I have been privileged to enjoy David’s friendship for many years.

My institute, The Israel Center for Social and Economic Progress has been a beneficiary of his largess. He did all he could to help us make Israel economically viable and prosperous.

We met whenever David visited Israel and could take time off from his many duties and preoccupations. There was not one meeting in which the conversation did not extend to the many interests of David’s, whether contemporary or historic, and that did not display his multifaceted and detailed knowledge and strong convictions and values, but above all his care for everything that touched his life, and his warm humanity.

Like his namesake, David was a king and a poet, a supreme leader in getting good works done, whether in business or in charity, a poet in his nuanced understanding of people, in his empathy for them, in the way he got involved in their life, always helping to make it better, to enrich it in many varied ways, material and spiritual.



David was a practical man; look at all that he has built, solidly, in times that were shifting and uncertain, often dangerous. Look at what he did for Eilat – a thriving city now, at the bottom edge of Israel that David transformed from a backwater, struggling to survive, into a gem on Israel’s tourist map. Loot at his pioneering enterprise, the sparkling spa he built on the Carmel range and his newest love, the unique inn “Bereshit” (with its Biblical connotations) on the rim of the majestic Grand Canyon of Israel, the Ramon Crater.
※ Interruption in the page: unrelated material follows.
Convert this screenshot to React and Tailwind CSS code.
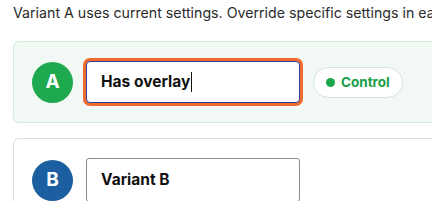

David was a visionary – one would hesitate to call him a dreamer - because unlike even the best of dreamers, he has managed to mostly translate his visions into good works.

And there are so many of them, too many to enumerate because the list is so long and because nothing would have embarrassed David more than praise for his works.

So please forgive us David if after you left us we managed to embarrass you, but it could not be avoided. It is our duty of love to talk in praise of extraordinary people, to hold them up as an example for all and as role models for the young.

Many have loved you deeply, David, because you were the kind of man who evoked love, not only for himself, but for humanity, that you represented so honorably and magnificently.

The writer is the director of the Israel Center for Social and Economic Progress.